Definition / Meaning of Direct deposit

Direct deposit is an electronic payment method that transfers funds directly from a payer’s bank account into the recipient’s account without the use of physical checks or cash. It is a convenient, secure, and fast way to receive recurring payments like salaries, government benefits, tax refunds, and pension distributions. Instead of waiting for a paper check to arrive in the mail and then depositing it, the money is automatically deposited on a scheduled date.

Direct deposit uses the Automated Clearing House (ACH) network, a centralized system that processes electronic transactions between banks. When an employer sets up direct deposit, they send a batch of payment instructions to their bank, which then transmits the ACH entries to the receiving banks. The funds are typically available in the employee’s account by the opening of business on payday.

How Direct Deposit Works

The process begins when an employee provides their employer with their bank account number, the bank’s routing number, and sometimes a voided check or a direct deposit authorization form. The employer then inputs this information into their payroll system. On each pay date, the employer authorizes the transfer of net pay from their payroll account to the employee’s account. The ACH network groups and processes these transfers in batches, which is why deposits usually arrive overnight but are posted by morning.

Benefits of Direct Deposit

  • Speed: Funds are available immediately on payday, without the need to visit a bank or wait for mail delivery.
  • Security: No risk of lost, stolen, or forgotten paper checks. Electronic deposits are encrypted and protected by banking regulations.
  • Convenience: Once set up, the process is automatic. Employees do not have to take time to deposit checks.
  • Cost Savings: Employers save on the costs of printing checks, envelopes, and postage.
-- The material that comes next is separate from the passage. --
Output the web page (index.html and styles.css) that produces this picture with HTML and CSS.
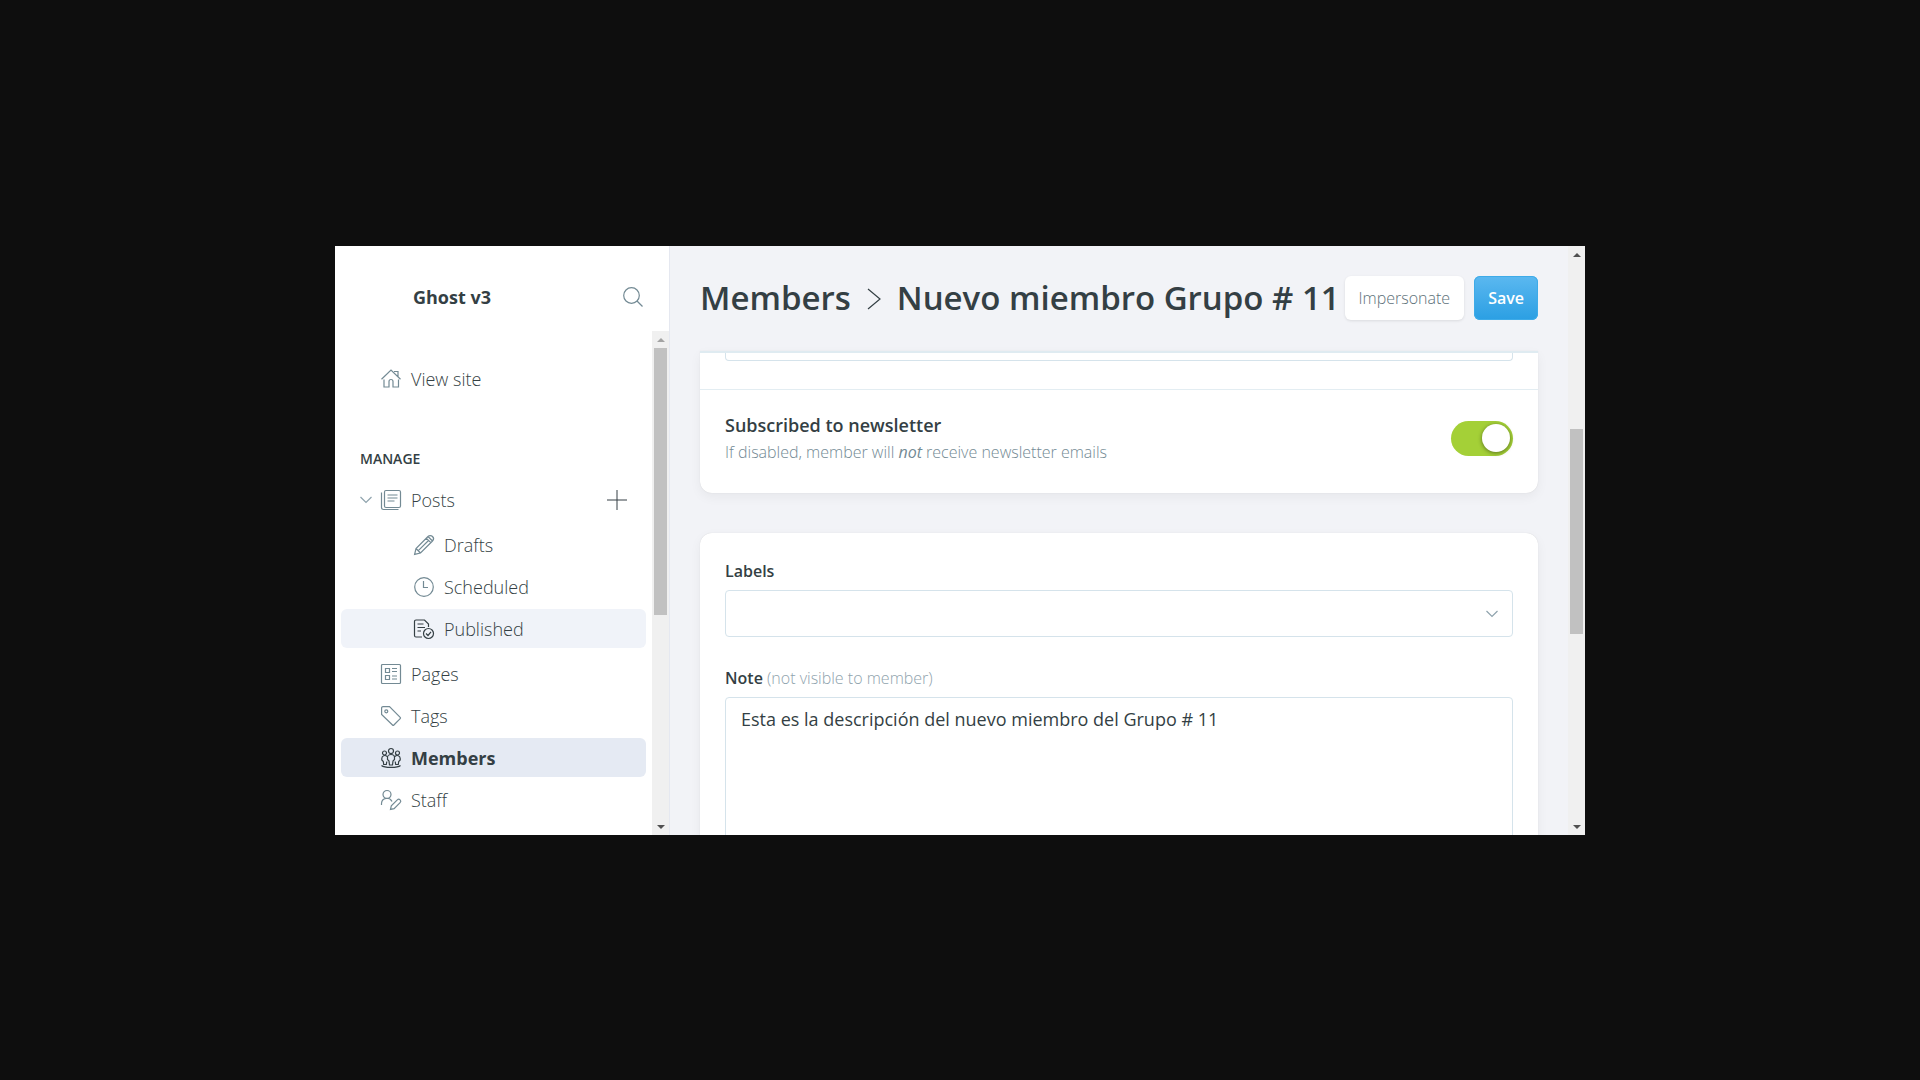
FILE: index.html
```html
<!DOCTYPE html>
<html lang="en">
<head>
<meta charset="utf-8">
<title>Members - Ghost v3</title>
<link rel="stylesheet" href="styles.css">
</head>
<body>
<div class="app">
  <aside class="sidebar">
    <header class="brand">
      <span class="brand-name">Ghost v3</span>
      <button class="icon-button" aria-label="Search">
        <svg class="icon" viewBox="0 0 20 20"><circle cx="8.500" cy="8.500" r="7.800"/><path d="M14 14l5.500 5.500"/></svg>
      </button>
    </header>
    <div class="sidebar-body">
      <nav class="nav">
        <a class="item view-site" href="#"><svg class="icon" viewBox="0 0 20 20"><path d="M.5 10.200 10 1l9.500 9.200M13 2.500h4v5M3 10.500V18h5v-5.500a2 2 0 0 1 4 0V18h5.500v-7.500"/></svg>View site</a>
        <h2 class="nav-title">Manage</h2>
        <div class="item posts">
          <svg class="chevron" viewBox="0 0 12 8"><path d="M.5 1 6 6.500 11.500 1"/></svg>
          <a class="posts-link" href="#"><svg class="icon" viewBox="0 0 20 20"><rect x="3.500" y=".5" width="16" height="17" rx="1.500"/><path d="M.5 2.500v15a2 2 0 0 0 2 2h15M6.500 5h10M6.500 8h10M6.500 11h7"/></svg>Posts</a>
          <button class="icon-button add" aria-label="New post"><svg class="icon" viewBox="0 0 20 20"><path d="M10 0v20M0 10h20"/></svg></button>
        </div>
        <div class="group sub">
          <a class="item" href="#"><svg class="icon" viewBox="0 0 20 20"><path d="M.6 19.400 2 13.500 14 1.500a2.600 2.600 0 0 1 4.500 4.500L6.500 18zM2 13.500 6.500 18M12.300 3.200l4.500 4.500M4.300 15.700 14.500 5.500M14 1.500l4.500 4.500"/></svg>Drafts</a>
          <a class="item" href="#"><svg class="icon" viewBox="0 0 20 20"><circle cx="10" cy="10" r="9.300"/><path d="M9.500 4v6.500h4.500"/></svg>Scheduled</a>
          <a class="item hovered" href="#"><svg class="icon dark" viewBox="0 0 20 20"><path d="M8 18H2a1.500 1.500 0 0 1-1.500-1.500v-14A1.500 1.500 0 0 1 2 1h8.500L14.500 5v3M3.500 5h6M3.500 8.500h7.500M3.500 12H7"/><circle cx="14.500" cy="14.500" r="5"/><path d="m12 14.500 2 2 3-3.700"/></svg>Published</a>
        </div>
        <div class="group">
          <a class="item" href="#"><svg class="icon" viewBox="0 0 20 20"><rect x=".5" y=".5" width="19" height="19" rx="1"/><path d="M4.500 4.500h4v4h-4zM4.500 11.500h4v4h-4zM11 4.500h5M11 7.500h5M11 12h5M11 15h5"/></svg>Pages</a>
          <a class="item" href="#"><svg class="icon" viewBox="0 0 20 20"><path d="M.6 2A1.400 1.400 0 0 1 2 .6h6.500L19.200 11.300a1 1 0 0 1 0 1.400l-6.300 6.300a1 1 0 0 1-1.400 0L.6 8.500z"/><circle cx="5.300" cy="5.300" r="1.500"/></svg>Tags</a>
          <a class="item current" href="#" aria-current="page"><svg class="icon dark" viewBox="0 0 20 20"><circle cx="10" cy="3" r="2.500"/><circle cx="3.500" cy="5" r="2"/><circle cx="16.500" cy="5" r="2"/><path d="M8.500 17l-.5-4-1.500-1.500V9.500a3.500 3 0 0 1 7 0v2L12 13l-.5 4zM6 8.500a3 3 0 0 0-5.200 2V12l1.500 1.500.4 3h2.600l.5-3M14 8.500a3 3 0 0 1 5.200 2V12l-1.500 1.500-.4 3h-2.600l-.5-3M.5 17.500c3 2.500 16 2.500 19 0"/></svg>Members</a>
          <a class="item" href="#"><svg class="icon" viewBox="0 0 20 20"><circle cx="6" cy="4.500" r="4"/><path d="M.5 15v-1.500a5.500 5.500 0 0 1 10.500-2M9.500 19.400l.8-3.600 6-6a1.900 1.900 0 0 1 2.800 2.800l-6 6z"/></svg>Staff</a>
        </div>
      </nav>
      <div class="scrollbar side-scroll" aria-hidden="true">
        <span class="arrow up faint"></span>
        <span class="track"><span class="thumb"></span><span class="after"></span></span>
        <span class="arrow down"></span>
      </div>
    </div>
  </aside>
  <main class="main">
    <div class="content">
      <header class="page-header">
        <h1 class="page-title"><a href="#">Members</a><svg class="separator" viewBox="0 0 14 22"><path d="M1 1 13 11 1 21"/></svg>Nuevo miembro Grupo # 11</h1>
        <div class="actions">
          <button class="button">Impersonate</button>
          <button class="button primary">Save</button>
        </div>
      </header>
      <section class="card details">
        <div class="details-top"><input class="field clipped" type="text" aria-label="Email"></div>
        <div class="newsletter">
          <label class="newsletter-text" for="newsletter">
            <span class="setting-title">Subscribed to newsletter</span>
            <span class="setting-help">If disabled, member will <em>not</em> receive newsletter emails</span>
          </label>
          <input class="toggle" type="checkbox" id="newsletter" checked>
        </div>
      </section>
      <section class="card extra">
        <label class="label" for="labels">Labels</label>
        <div class="select-wrap">
          <select class="field select" id="labels"><option></option></select>
          <svg class="chevron select-chevron" viewBox="0 0 12 8"><path d="M.5 1 6 6.500 11.500 1"/></svg>
        </div>
        <label class="label" for="note">Note <span class="label-hint">(not visible to member)</span></label>
        <textarea class="field note" id="note">Esta es la descripción del nuevo miembro del Grupo # 11</textarea>
      </section>
    </div>
    <div class="scrollbar main-scroll" aria-hidden="true">
      <span class="arrow up"></span>
      <span class="track"><span class="before"></span><span class="thumb"></span><span class="after"></span></span>
      <span class="arrow down"></span>
    </div>
  </main>
</div>
</body>
</html>
```
FILE: styles.css
```css
* { box-sizing: border-box; }

body {
  margin: 0;
  min-height: 100vh;
  padding-top: 1px;
  display: flex;
  align-items: center;
  justify-content: center;
  background: #0e0e0e;
  color: #343f44;
  font: 16px/24px "Open Sans", "Noto Sans", sans-serif;
}
a { color: inherit; text-decoration: none; }
button, input, select, textarea { font: inherit; color: inherit; }
h1, h2 { margin: 0; }

.app {
  display: flex;
  width: 100%;
  max-width: 1250px;
  height: 589px;
  max-height: 100vh;
  overflow: hidden;
  background: #f2f3f7;
}

/* Sidebar */
.sidebar {
  display: flex;
  flex-direction: column;
  flex: 0 0 335px;
  background: #fff;
  border-right: 1px solid #e5e8f0;
}
.brand {
  display: flex;
  align-items: center;
  justify-content: space-between;
  flex: 0 0 85px;
  padding: 16px 26px 0 78px;
}
.brand-name { font-size: 18px; font-weight: 700; }
.icon-button {
  display: flex;
  padding: 0;
  border: 0;
  background: none;
}
.icon, .chevron, .separator {
  flex: none;
  fill: none;
  stroke: #738a94;
  stroke-width: 1.2;
  overflow: visible;
}
.icon { width: 20px; height: 20px; }
.icon.dark { stroke: #343f44; }
.chevron { width: 12px; height: 8px; stroke: #8fa3ad; }

.sidebar-body { display: flex; flex: 1; min-height: 0; }
.nav {
  display: flex;
  flex-direction: column;
  flex: 1;
  padding: 28px 6px 0;
  overflow: hidden;
}
.item {
  display: flex;
  align-items: center;
  gap: 10px;
  flex: none;
  height: 39px;
  padding-left: 40px;
  border-radius: 6px;
  font-size: 18px;
  font-weight: 300;
}
.nav-title {
  margin: 49px 0 9px 19px;
  font-size: 14px;
  font-weight: 600;
  line-height: 24px;
  text-transform: uppercase;
}
.posts { padding: 0 19px; gap: 9px; }
.posts-link { display: flex; flex: 1; align-items: center; gap: 10px; }
.add .icon { stroke: #343f44; stroke-width: 1; }
.group { display: flex; flex-direction: column; gap: 3px; }
.sub { margin: 6px 0; }
.sub .item { padding-left: 73px; }
.hovered { background: #f0f3f9; }
.current { background: #e5eaf3; font-weight: 700; }

/* Scrollbars */
.scrollbar {
  display: flex;
  flex-direction: column;
  flex: 0 0 17px;
  background: #f0f0f0;
}
.arrow { display: flex; align-items: center; justify-content: center; height: 17px; }
.arrow::before { content: ""; border: 4px solid transparent; }
.up::before { border-top: 0; border-bottom-color: #505050; }
.down::before { border-bottom: 0; border-top-color: #505050; }
.faint::before { border-bottom-color: #a3a3a3; }
.track { display: flex; flex: 1; flex-direction: column; padding: 0 2px; }
.thumb { background: #c1c1c1; }
.side-scroll .thumb { flex: 267; }
.side-scroll .after { flex: 203; }
.main-scroll .before { flex: 166; }
.main-scroll .thumb { flex: 205; }
.main-scroll .after { flex: 184; }

/* Member screen */
.main { display: flex; flex: 1; min-width: 0; }
.content { flex: 1; min-width: 0; padding: 0 30px; overflow: hidden; }
.page-header {
  display: flex;
  align-items: center;
  justify-content: space-between;
  height: 105px;
  padding-bottom: 1px;
}
.page-title {
  display: flex;
  align-items: center;
  font-size: 33px;
  font-weight: 600;
  line-height: 44px;
  white-space: nowrap;
}
.separator { width: 14px; height: 22px; margin: 2px 16px 0; stroke: #343f44; }
.actions { display: flex; gap: 10px; }
.button {
  height: 44px;
  padding: 0 14px;
  border: 0;
  border-radius: 6px;
  background: #fff;
  box-shadow: 0 1px 3px rgba(0, 0, 0, .1);
  color: #5d7179;
  font-size: 16px;
  font-weight: 300;
}
.primary {
  background: linear-gradient(#5bb8f0, #2b9fe3);
  box-shadow: inset 0 0 0 1px #3eabe8;
  color: #fff;
  font-weight: 600;
}
.card {
  background: #fff;
  border-radius: 12px;
  box-shadow: 0 0 1px rgba(0, 0, 0, .15), 0 4px 12px rgba(0, 0, 0, .05);
}
.details { border-top: 2px solid #dfebf1; border-radius: 0 0 12px 12px; }
.details-top { height: 37px; padding: 0 25px; border-bottom: 1px solid #e3edf2; }
.field {
  display: block;
  width: 100%;
  border: 1px solid #d5e3eb;
  border-radius: 4px;
  background: #fff;
}
.clipped { height: 8px; padding: 0; border-top: 0; border-radius: 0 0 4px 4px; }
.newsletter {
  display: flex;
  align-items: center;
  justify-content: space-between;
  height: 103px;
  padding: 0 25px 7px;
}
.newsletter-text { display: flex; flex-direction: column; gap: 3px; }
.setting-title { font-size: 18px; font-weight: 600; }
.setting-help { color: #738a94; font-size: 16px; font-weight: 300; }
.setting-help em { font-weight: 400; }
.toggle {
  appearance: none;
  display: flex;
  justify-content: flex-end;
  width: 62px;
  height: 35px;
  margin: 0;
  padding: 3px;
  border-radius: 18px;
  background: #a4d037;
}
.toggle::before {
  content: "";
  width: 28px;
  height: 28px;
  border-radius: 50%;
  background: #fff;
  box-shadow: 0 1px 4px rgba(0, 0, 0, .45);
}
.extra { margin-top: 40px; padding: 26px 25px; }
.label { display: block; margin-bottom: 7px; font-size: 16px; font-weight: 600; }
.label-hint { color: #8fa3ad; font-weight: 300; }
.select-wrap { display: grid; align-items: center; margin-bottom: 29px; }
.select-wrap > * { grid-area: 1 / 1; }
.select { appearance: none; height: 47px; }
.select-chevron { justify-self: end; margin-right: 15px; pointer-events: none; }
.note { height: 190px; padding: 9px 15px; resize: none; font-size: 18px; overflow: hidden; }
```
Employees save on potential check-cashing fees.
  • Reliability: Deposits are consistent and predictable, even if an employee is out sick or on vacation.

Setting Up Direct Deposit

To set up direct deposit, you typically need to complete a direct deposit enrollment form provided by the payer. You will need to supply your bank’s routing number and your personal account number. Many employers allow you to split your paycheck among multiple accounts, directing a portion to a checking account for expenses and another to a savings account to help you save automatically.

It is always a good idea to verify the information with a small test deposit or by checking with your bank to ensure the details are correct before the first full payroll run.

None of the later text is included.